In ‘Commissioner of Income Tax V. Usha Kiran Movies Limited’ – 2014 (2) TMI 795 - ANDHRA PRADESH HIGH COURT  the assessee was engaged in developing a film project and while doing so it received rental income which was directly interlinked with the activity.  Since the business had not yet started it filed a NIL return for the assessment year 1995-96. After examining the details, the income returned was accepted. However, the Commissioner under Section 263 of the Act held that the rental income should not have been capitalized and it should have been brought to tax under the head ‘Income from other sources’.   The Tribunal held that income derived had close and direct link with the development activities of the assessee and set aside the Commissioner’s order.
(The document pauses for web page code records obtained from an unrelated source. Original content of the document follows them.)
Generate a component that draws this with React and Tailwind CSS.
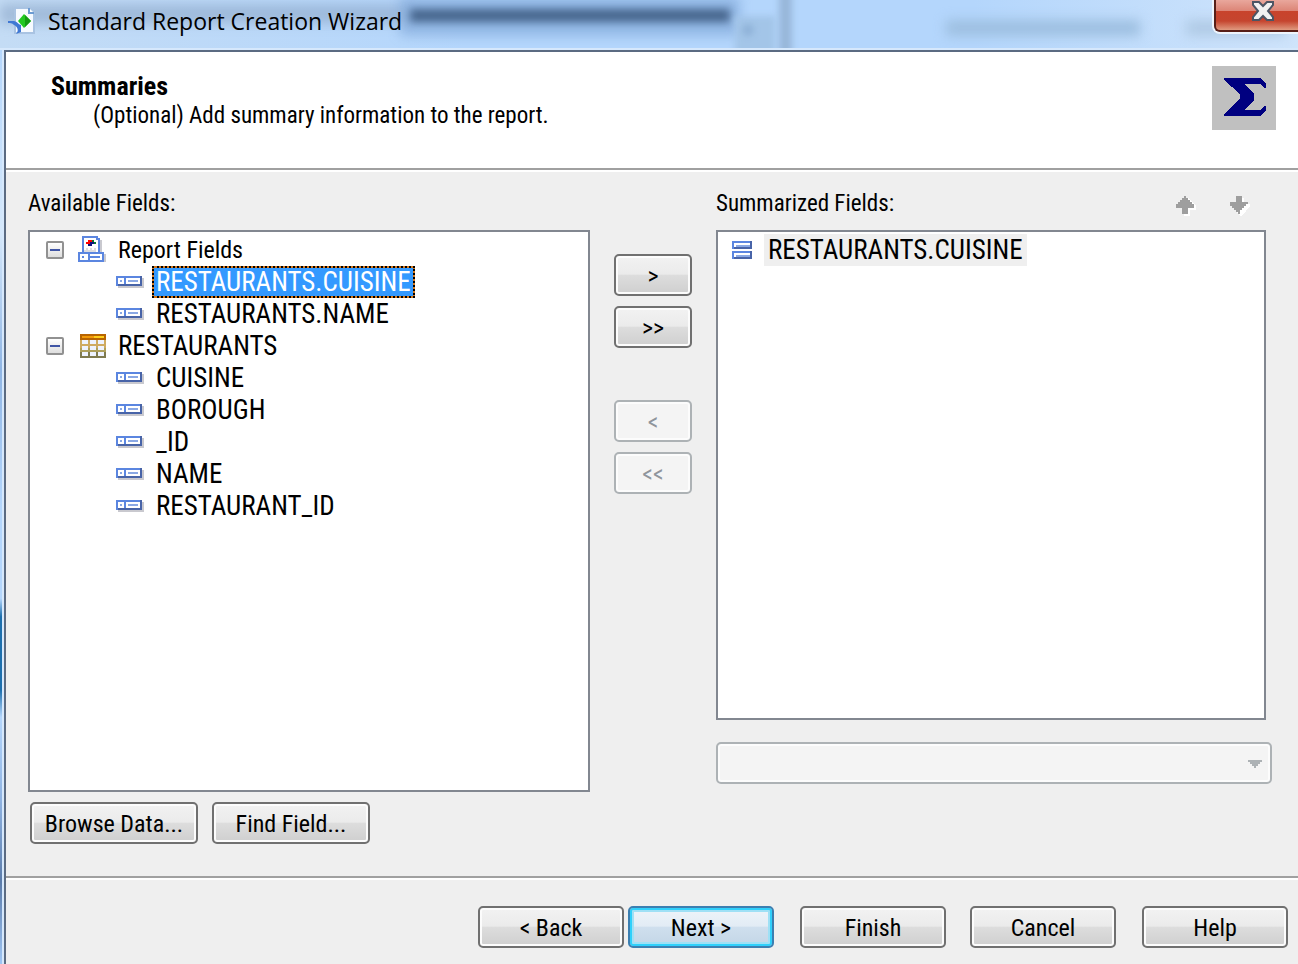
import { useState } from 'react';
import clsx from 'clsx';

const tree = [
  { label: 'Report Fields', icon: 'report', fields: ['RESTAURANTS.CUISINE', 'RESTAURANTS.NAME'] },
  { label: 'RESTAURANTS', icon: 'table', fields: ['CUISINE', 'BOROUGH', '_ID', 'NAME', 'RESTAURANT_ID'] },
];

const FieldIcon = () => (
  <svg width="28" height="12" viewBox="0 0 14 6" shapeRendering="crispEdges" className="shrink-0">
    <path d="M1 1h13v5H1z" fill="#c9c9cf" />
    <path d="M0 0h13v5H0z" fill="#4864a8" />
    <path d="M0 0h12v1H1v4H0z" fill="#5b86e0" />
    <path d="M1 1h3v3H1zM5 1h7v3H5z" fill="#fff" />
    <path d="M4 1h1v3H4z" fill="#5b86e0" />
    <path d="M2 2h1v1H2zM6 2h5v1H6z" fill="#8aa8e4" />
  </svg>
);

const ReportIcon = () => (
  <svg width="28" height="28" viewBox="0 0 14 14" shapeRendering="crispEdges" className="shrink-0">
    <path d="M11 2h1v7h-1zM1 13h13V9h-1v4H1z" fill="#c9c9cf" />
    <path d="M2 0h8v1h1v8H2z" fill="#5b86e0" />
    <path d="M3 1h6v1h1v6H3z" fill="#fff" />
    <path d="M4 6h1v1H4zM6 6h1v1H6zM8 6h1v1H8zM3 7h6v1H3z" fill="#dcdce0" />
    <path d="M5 2h2v1h-1v1H4V3h1z" fill="#f00" />
    <path d="M7 2h1v1h1v1H8V3H7z" fill="#087830" />
    <path d="M6 3h2v1H7v1H5V4h1z" fill="#101080" />
    <path d="M0 8h13v5H0z" fill="#5b86e0" />
    <path d="M1 9h4v3H1zM6 9h6v3H6z" fill="#fff" />
    <path d="M2 10h1v1H2zM6 10h5v1H6z" fill="#5b86e0" />
  </svg>
);

const TableIcon = () => (
  <svg width="28" height="24" viewBox="0 0 14 12" shapeRendering="crispEdges" className="shrink-0">
    <path d="M1 3h13v9H1z" fill="#7f7b50" />
    <path d="M1 3h13v4H1z" fill="#cfab62" />
    <path d="M1 7h13v2H1z" fill="#aea05c" />
    <path d="M2 3h3v2H2zM6 3h3v2H6zM10 3h3v2h-3zM2 6h3v2H2zM6 6h3v2H6zM10 6h3v2h-3zM2 9h3v2H2zM6 9h3v2H6zM10 9h3v2h-3z" fill="#eef3ff" />
    <path d="M1 0h13v3H1z" fill="#b86400" />
    <path d="M2 1h6v1H2z" fill="#f39a08" />
    <path d="M8 1h5v1H8z" fill="#ffcf1a" />
  </svg>
);

const SummaryIcon = () => (
  <svg width="20" height="18" viewBox="0 0 10 9" shapeRendering="crispEdges" className="shrink-0">
    <path d="M0 0h10v4H0zM0 5h10v4H0z" fill="#4864a8" />
    <path d="M0 0h9v1H1v3H0zM0 5h9v1H1v3H0z" fill="#5b86e0" />
    <path d="M1 1h8v2H1zM1 6h8v2H1z" fill="#fff" />
    <path d="M2 2h7v1H2zM2 7h7v1H2z" fill="#8aa8e4" />
  </svg>
);

const SigmaIcon = () => (
  <svg width="64" height="64" viewBox="0 0 32 32" shapeRendering="crispEdges" className="shrink-0 bg-[#c0c0c0]">
    <path
      d="M6 6h18l3 3v2h-1l-2-2h-8l5 5v3l-5 5h8l2-2h1v2l-3 3H6v-1l8-8v-2L6 7z"
      fill="#000080"
    />
  </svg>
);

const WizardIcon = () => (
  <svg width="28" height="30" viewBox="0 0 28 30" className="shrink-0">
    <path d="M7 2h14l5 5v20H7z" fill="#f6faff" stroke="#a9c3e2" strokeWidth="2" />
    <path d="M21 2v5h5" fill="#fff" stroke="#6d9bd2" strokeWidth="2" />
    <path d="M16 8l7 7-7 7-6-7z" fill="#22c822" />
    <path d="M17 9l6 6-6 6z" fill="#139a13" />
    <path d="M0 15h6c4 1 5 4 7 4v7l-5 2c3-3 2-7-2-9-2-2-4-2-6-2z" fill="#3f78d4" />
  </svg>
);

const ArrowIcon = ({ down }) => (
  <svg width="20" height="20" viewBox="0 0 10 10" shapeRendering="crispEdges">
    {down ? (
      <>
        <path d="M4 1h3v3h3v1l-4 5H5L1 5V4h3z" fill="#fff" />
        <path d="M3 0h3v3h3v1H8v1H7v1H6v1H5v2H4V8H3V7H2V6H1V5H0V3h3z" fill="#9e9e9e" />
      </>
    ) : (
      <>
        <path d="M5 1h1l4 4v2H7v3H4V6z" fill="#fff" />
        <path d="M4 0h1v1h1v1h1v1h1v1h1v2H6v3H3V6H0V4h1V3h1V2h1V1h1z" fill="#9e9e9e" />
      </>
    )}
  </svg>
);

const WizardButton = ({ children, className, primary, disabled, ...props }) => (
  <button
    type="button"
    disabled={disabled}
    className={clsx(
      'h-[42px] shrink-0 rounded-[5px] border-2 pt-[2px] text-center text-[24px]',
      primary &&
        'border-[#3c7fb1] bg-[linear-gradient(#eef4f9_0%,#e2ecf5_48%,#cfdfee_50%,#c3d6e6_100%)] shadow-[inset_0_0_0_2px_#2fd0fb,inset_0_0_0_4px_#9fe0f5]',
      disabled && 'border-[#adb2b5] bg-[#f4f4f4] text-[#8f959c] shadow-[inset_0_0_0_2px_#fcfcfc]',
      !primary &&
        !disabled &&
        'border-[#707070] bg-[linear-gradient(#f2f2f2_0%,#ebebeb_48%,#dddddd_50%,#cfcfcf_100%)] shadow-[inset_0_0_0_2px_#fcfcfc]',
      className
    )}
    {...props}
  >
    {children}
  </button>
);

const TitleBar = () => (
  <header className="relative flex h-[50px] items-start overflow-hidden border-b-2 border-[#d6e8fc] bg-[linear-gradient(90deg,#c4dcf5_0%,#b4d6fc_36%,#b4d6fc_75%,#cfe4fb_100%)] pl-2">
    {/* windows showing through the glass */}
    <div className="absolute top-1 left-0 h-5 w-[410px] bg-[#8ba6c8] opacity-60 blur-[6px]" />
    <div className="absolute -top-1 left-[400px] h-10 w-[340px] bg-[#84abdc] opacity-70 blur-[6px]" />
    <div className="absolute top-[9px] left-[410px] h-[13px] w-[320px] bg-[#45648b] blur-[4px]" />
    <div className="absolute top-4 left-[735px] h-10 w-10 bg-[#a3c5e8] blur-[3px]" />
    <div className="absolute top-6 left-[742px] h-3 w-3 rounded-full bg-[#8fb2d8] blur-[3px]" />
    <div className="absolute -top-2 left-[779px] h-16 w-[13px] bg-[#98b7da] blur-[3px]" />
    <div className="absolute top-5 left-[946px] h-4 w-[194px] bg-[#9dbfe0] blur-[6px]" />
    <div className="absolute top-5 left-[1186px] h-4 w-[100px] bg-[#b0cae5] blur-[6px]" />
    <div className="relative flex w-full items-center">
      <div className="flex h-[42px] items-center gap-3">
        <WizardIcon />
        <h1 className="font-['Open_Sans','Noto_Sans',sans-serif] text-[23px] leading-8">Standard Report Creation Wizard</h1>
      </div>
      <button
        type="button"
        aria-label="Close"
        className="ml-auto flex h-8 w-[84px] items-center justify-center self-start rounded-bl-[6px] border-b-2 border-l-2 border-[#571f18] bg-[linear-gradient(#e9a79c_0%,#dc8577_36%,#c8432c_38%,#c5452f_70%,#e09a80_100%)] pb-2 pl-3 shadow-[0_0_0_2px_#eef5fd]"
      >
        <svg width="24" height="22" viewBox="0 0 24 22">
          <path
            d="M2 2h6l4 4 4-4h6v3l-5 6 5 6v3h-6l-4-4-4 4H2v-3l5-6-5-6z"
            fill="#f1f1f1"
            stroke="#4c5564"
            strokeWidth="2"
          />
        </svg>
      </button>
    </div>
  </header>
);

const FieldTree = () => {
  const [selected, setSelected] = useState('RESTAURANTS.CUISINE');
  const [closed, setClosed] = useState({});

  return (
    <ul aria-labelledby="available" className="flex-1 border-2 border-[#828790] bg-white pt-[2px] text-[27px]">
      {tree.map((group) => (
        <li key={group.label}>
          <div className="flex h-8 items-center pl-4">
            <button
              type="button"
              aria-label={`Toggle ${group.label}`}
              onClick={() => setClosed({ ...closed, [group.label]: !closed[group.label] })}
              className="mr-3.5 flex h-[18px] w-[18px] items-center justify-center rounded-[2px] border-2 border-[#919191] bg-linear-to-b from-white to-[#dedede]"
            >
              <span className="h-[2px] w-[10px] bg-[#4055a5]" />
            </button>
            {group.icon === 'report' ? <ReportIcon /> : <TableIcon />}
            <span className={clsx('ml-3', group.icon === 'report' && 'text-[24px]')}>{group.label}</span>
          </div>
          {!closed[group.label] && (
            <ul>
              {group.fields.map((field) => (
                <li key={field} className="flex h-8 items-center gap-2 pl-[86px]">
                  <FieldIcon />
                  <button
                    type="button"
                    onClick={() => setSelected(field)}
                    className={clsx(
                      'h-8 border-2',
                      selected === field ? 'border-dotted border-black bg-[#d87a1c] text-white' : 'border-transparent'
                    )}
                  >
                    <span className={clsx('flex h-7 items-center px-[2px]', selected === field && 'bg-[#3399ff]')}>
                      {field}
                    </span>
                  </button>
                </li>
              ))}
            </ul>
          )}
        </li>
      ))}
    </ul>
  );
};

const App = () => {
  return (
    <div className="flex min-h-screen flex-col overflow-hidden bg-[#efefef] font-['Roboto_Condensed','Roboto',sans-serif] text-[23px] leading-8 text-black">
      <TitleBar />

      <div className="flex flex-1">
        {/* Glass edge of the window */}
        <div className="w-1 border-r-2 border-[#d6e8fc] bg-[linear-gradient(#b4d6fc_0%,#d5e8fb_20%,#8fb5e4_35%,#b4d6fc_50%,#b4d6fc_60%,#1c6fae_62%,#1c6fae_70%,#b4d6fc_73%,#8fb3e2_82%,#5b7cab_91%,#a0c6f4_100%)]" />

        <div className="flex flex-1 flex-col border-t-2 border-l-2 border-[#5b6b82]">
          <section className="flex h-[118px] items-start justify-between border-b-2 border-[#a0a0a0] bg-white pt-3.5 pr-[22px] pl-[45px]">
            <div>
              <h2 className="pt-1 text-[26px] font-bold">Summaries</h2>
              <p className="pl-[42px] leading-7">(Optional) Add summary information to the report.</p>
            </div>
            <SigmaIcon />
          </section>

          <main className="flex flex-1 gap-6 border-t-2 border-white pt-4 pr-[26px] pl-[22px]">
            <section className="flex flex-[562] flex-col pb-8">
              <h3 id="available" className="mb-2.5">Available Fields:</h3>
              <FieldTree />
              <div className="mt-2.5 flex gap-3.5 pl-[2px]">
                <WizardButton className="w-[168px]">Browse Data...</WizardButton>
                <WizardButton className="w-[158px]">Find Field...</WizardButton>
              </div>
            </section>

            <div className="flex w-[78px] flex-col gap-2.5 pt-[66px]">
              <WizardButton>&gt;</WizardButton>
              <WizardButton>&gt;&gt;</WizardButton>
              <WizardButton disabled className="mt-[42px]">&lt;</WizardButton>
              <WizardButton disabled>&lt;&lt;</WizardButton>
            </div>

            <section className="flex flex-[556] flex-col pb-[92px]">
              <div className="mb-2.5 flex items-center">
                <h3 id="summarized">Summarized Fields:</h3>
                <div className="ml-auto flex gap-[34px] pt-1 pr-[22px]">
                  <button type="button" aria-label="Move up"><ArrowIcon /></button>
                  <button type="button" aria-label="Move down"><ArrowIcon down /></button>
                </div>
              </div>
              <ul aria-labelledby="summarized" className="mr-1.5 flex-1 border-2 border-[#828790] bg-white pt-[2px] text-[27px]">
                <li className="flex items-center gap-3 pl-3.5">
                  <SummaryIcon />
                  <span className="h-8 bg-[#efefef] px-1">RESTAURANTS.CUISINE</span>
                </li>
              </ul>
              <div className="relative mt-[22px]">
                <select
                  disabled
                  aria-label="Summary type"
                  className="block h-[42px] w-full appearance-none rounded-[5px] border-2 border-[#adb2b5] bg-[#f4f4f4] shadow-[inset_0_0_0_2px_#fcfcfc]"
                />
                <svg
                  width="14"
                  height="8"
                  viewBox="0 0 7 4"
                  shapeRendering="crispEdges"
                  className="pointer-events-none absolute top-[18px] right-[10px]"
                >
                  <path d="M0 0h7v1H6v1H5v1H4v1H3V3H2V2H1V1H0z" fill="#adb2b5" />
                </svg>
              </div>
            </section>
          </main>

          <footer className="border-t-2 border-[#a0a0a0]">
            <div className="flex justify-end border-t-2 border-white pt-[26px] pr-2.5 pb-4">
              <WizardButton className="w-[146px]">&lt; Back</WizardButton>
              <WizardButton primary className="ml-1 w-[146px]">Next &gt;</WizardButton>
              <WizardButton className="ml-[26px] w-[146px]">Finish</WizardButton>
              <WizardButton className="ml-6 w-[146px]">Cancel</WizardButton>
              <WizardButton className="ml-[26px] w-[146px]">Help</WizardButton>
            </div>
          </footer>
        </div>
      </div>
    </div>
  );
};

export default App;
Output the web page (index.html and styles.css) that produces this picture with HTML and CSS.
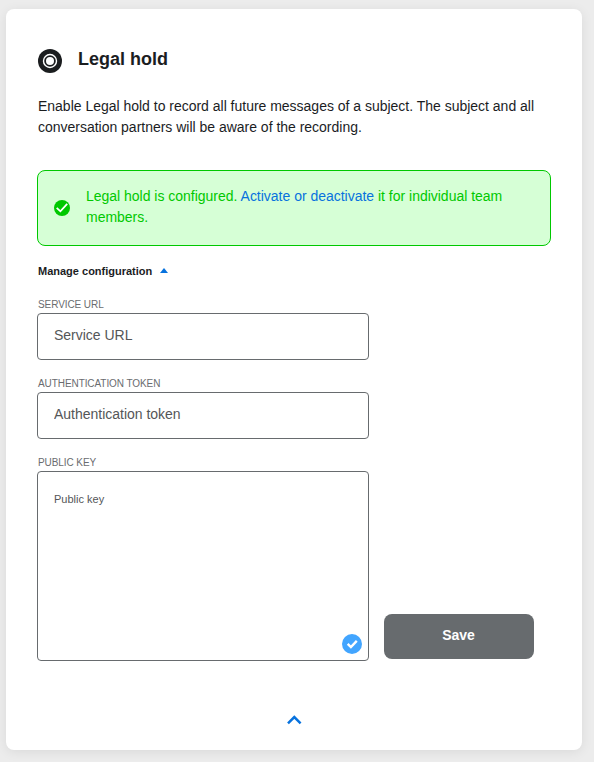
FILE: index.html
```html
<!DOCTYPE html>
<html lang="en">
<head>
<meta charset="utf-8">
<title>Legal hold</title>
<link rel="stylesheet" href="styles.css">
</head>
<body>
<main class="card">
  <header class="head">
    <svg class="head-icon" viewBox="0 0 24 24"><circle cx="12" cy="12" r="12" fill="#1b1d1f"/><circle cx="12" cy="12" r="6.500" fill="none" stroke="#fff" stroke-width="1.400"/><circle cx="12" cy="12" r="4" fill="#fff"/></svg>
    <h1>Legal hold</h1>
  </header>
  <p class="intro">Enable Legal hold to record all future messages of a subject. The subject and all conversation partners will be aware of the recording.</p>
  <div class="notice">
    <svg class="notice-icon" viewBox="0 0 16 16"><circle cx="8" cy="8" r="8" fill="#00c800"/><path d="M2.700 7.800l3.700 3.500 6.800-7.400" fill="none" stroke="#fff" stroke-width="1.800"/></svg>
    <p>Legal hold is configured. <a href="#">Activate or deactivate</a> it for individual team members.</p>
  </div>
  <div class="manage">Manage configuration <svg class="tri" viewBox="0 0 8 5"><path d="M0 5l4-5 4 5z" fill="#0772de"/></svg></div>
  <form class="form">
    <div class="fields">
      <label for="url">SERVICE URL</label>
      <input id="url" placeholder="Service URL">
      <label for="token">AUTHENTICATION TOKEN</label>
      <input id="token" placeholder="Authentication token">
      <label for="key">PUBLIC KEY</label>
      <div class="key">
        <textarea id="key" placeholder="Public key"></textarea>
        <svg class="badge" viewBox="0 0 20 20"><circle cx="10" cy="10" r="10" fill="#42a5ff"/><path d="M5.700 9.900l3.200 3.200 5.900-6.200" fill="none" stroke="#fff" stroke-width="2.400"/></svg>
      </div>
    </div>
    <button type="button">Save</button>
  </form>
  <svg class="collapse" viewBox="0 0 16 10"><path d="M2 8.300L8.300 2l6.300 6.300" fill="none" stroke="#0772de" stroke-width="2.500"/></svg>
</main>
</body>
</html>
```
FILE: styles.css
```css
* { box-sizing: border-box; }
body { margin: 0; padding: 9px 12px 12px 6px; background: #ececec; font-family: "Liberation Sans", sans-serif; color: #1b1d1f; }
.card { display: flex; flex-direction: column; height: 741px; padding: 38px 31px 0; background: #fff; border-radius: 8px; box-shadow: 0 2px 12px rgba(0,0,0,.08); }
.head { display: flex; gap: 16px; padding-left: 1px; height: 49px; }
.head-icon { width: 24px; height: 24px; margin-top: 2px; }
h1 { margin: 0; font-size: 18px; line-height: 24px; }
p { margin: 0; font-size: 14px; line-height: 21px; letter-spacing: -.013px; }
.intro { margin-left: 1px; width: 510px; height: 74px; }
.notice { display: flex; align-items: center; gap: 16px; height: 76px; padding: 0 16px; border: 1px solid #00c800; border-radius: 8px; background: #d6ffd6; color: #00c800; }
.notice-icon { width: 16px; height: 16px; flex: none; }
.notice p { padding-bottom: 2px; }
a { color: #0772de; text-decoration: none; }
.manage { display: flex; align-items: center; gap: 8px; margin: 18px 0 0 1px; font-size: 11px; line-height: 14px; font-weight: bold; }
.tri { width: 8px; height: 5px; margin-bottom: 2px; }
.form { display: flex; align-items: flex-end; gap: 15px; margin-top: 20px; }
.fields { width: 332px; display: flex; flex-direction: column; }
label { margin-left: 1px; height: 15px; padding-top: 1px; font-size: 10px; line-height: 12px; letter-spacing: -.08px; color: #6a6c6f; }
input, textarea { display: block; width: 100%; margin: 0; border: 1px solid #676b6e; border-radius: 4px; background: #fff; outline: 0; font-family: inherit; resize: none; }
input { height: 47px; padding: 0 16px 3px; font-size: 14px; letter-spacing: -.013px; margin-bottom: 17px; }
textarea { height: 190px; padding: 21px 16px; font-size: 11px; line-height: 13px; }
::placeholder { color: #545658; opacity: 1; }
.key { position: relative; }
.badge { position: absolute; right: 7px; bottom: 7px; width: 20px; height: 20px; }
button { width: 150px; height: 45px; margin-bottom: 2px; padding: 0 1px 3px 0; border: 0; border-radius: 8px; background: #676b6e; color: #fff; font: bold 14px "Liberation Sans", sans-serif; }
.collapse { width: 16px; height: 10px; margin: 54px auto 0; }
```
The High Court dismissed the appeal filed by the Revenue.  It held that the lease rentals derived by the assessee was in the nature of capital as it was connected with the main activity.   Thus this could not be said to be income. The Tribunal had taken the correct view that the Commissioner had no jurisdiction to re-open the case one of the two possible views was taken by the Assessing officer and such change of view could not be a ground to re-open the issue under Section 263.   Therefore the Commissioner had passed the order in total illegal exercise of jurisdiction.